Additionally, we present a novel transformer-based architecture for text-to-image generation that uses separate weights for the two modalities and enables a bidirectional flow of information between image and text tokens, improving text comprehension, typography, and human preference ratings. We demonstrate that this architecture follows predictable scaling trends and correlates lower validation loss to improved text-to-image synthesis as measured by various metrics and human evaluations. Our largest models outperform state-of-the art models. Stability AI is considering making experimental data, code, and model weights publicly available.

Introduction

  1. In recent years, diffusion models have become the de-facto approach for generating high-resolution images and videos from natural language inputs with impressive generalization capabilities.
  2. research on formulations for more efficient training and/or faster sampling of these models has increased
  3. While specifying a forward path from data to noise leads to efficient training, it also raises the question of which path to choose. This choice can have important implications for sampling. For example, a forward process that fails to remove all noise from the data can lead to a discrepancy in training and test distribution and result in artifacts such as gray image samples (Lin et al., 2024). Importantly, the choice of the forward process also influences the learned backward process and, thus, the sampling efficiency. While curved paths require many integration steps to simulate the process, a straight path could be simulated with a single step and is less prone to error accumulation. Since each step corresponds to an evaluation of the neural network, this has a direct impact on the sampling speed.
  4. A particular choice for the forward path is a so-called Rectified Flow (Liu et al., 2022; Albergo & Vanden-Eijnden, 2022; Lipman et al., 2023), which connects data and noise on a straight line. In this work, we change this by introducing a re-weighting of the noise scales in rectified flow models, similar to noise-predictive diffusion models (Ho et al., 2020). Through a large-scale study, we compare our new formulation to existing diffusion formulations and demonstrate its benefits.
  5. We show that the widely used approach for text-to-image synthesis, where a fixed text representation is fed directly into the model (e.g., via cross-attention (Vaswani et al., 2017; Rombach et al., 2022)), is not ideal, and present a new architecture that incorporates learnable streams for both image and text tokens, which enables a two-way flow of information between them. We combine this with our improved rectified flow formulation and investigate its scalability. We demonstrate a predictable scaling trend in the validation loss and show that a lower validation loss correlates strongly with improved automatic and human evaluations.

Core contributions

  1. We conduct a large-scale, systematic study on different diffusion model and rectified flow formulations to identify the best setting. For this purpose, we introduce new noise samplers for rectified flow models that improve performance over previously known samplers.
  2. We devise a novel, scalable architecture for text-to-image synthesis that allows bi-directional mixing between text and image token streams within the network. We show its benefits compared to established backbones such as UViT (Hoogeboom et al., 2023) and DiT (Peebles & Xie, 2023).
  3. perform a scaling study of our model and demonstrate that it follows predictable scaling trends. We show that a lower validation loss correlates strongly with improved text-to-image performance assessed via metrics such as T2I-CompBench (Huang et al., 2023), GenEval (Ghosh et al., 2023) and human ratings. We make results, code, and model weights publicly available.

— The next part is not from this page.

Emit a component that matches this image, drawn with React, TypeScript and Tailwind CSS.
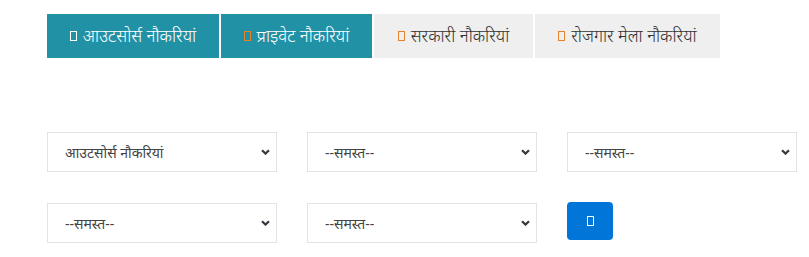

Simulation-Free Training of Flows

We consider generative models that define a mapping between samples \(x_1\) from a noise distribution \(p_1\) to samples \(x_0\) from a data distribution \(p_0\) in terms of an ordinary differential equation (ODE), \[ d y_t=v_{\Theta}\left(y_t, t\right) d t \] where the velocity \(v\) is parameterized by the weights \(\Theta\) of a neural network. Prior work by Chen et al. (2018) suggested to directly solve Equation (1) via differentiable ODE solvers. However, this process is computationally expensive, especially for large network architectures that parameterize \(v_{\Theta}\left(y_t, t\right)\). A more efficient alternative is to directly regress a vector field \(u_t\) that generates a probability path between \(p_0\) and \(p_1\). To construct such a \(u_t\), we define a forward process, corresponding to a probability path \(p_t\) between \(p_0\) and \(p_1=\mathcal{N}(0,1)\), as \[ z_t=a_t x_0+b_t \epsilon \quad \text { where } \epsilon \sim \mathcal{N}(0, I) . \] \(\text { For } a_0=1, b_0=0, a_1=0 \text { and } b_1=1 \text {, the marginals, }\) \[ p_t\left(z_t\right)=\mathbb{E}_{\epsilon \sim \mathcal{N}(0, I)} p_t\left(z_t \mid \epsilon\right) \] are consistent with the data and noise distribution.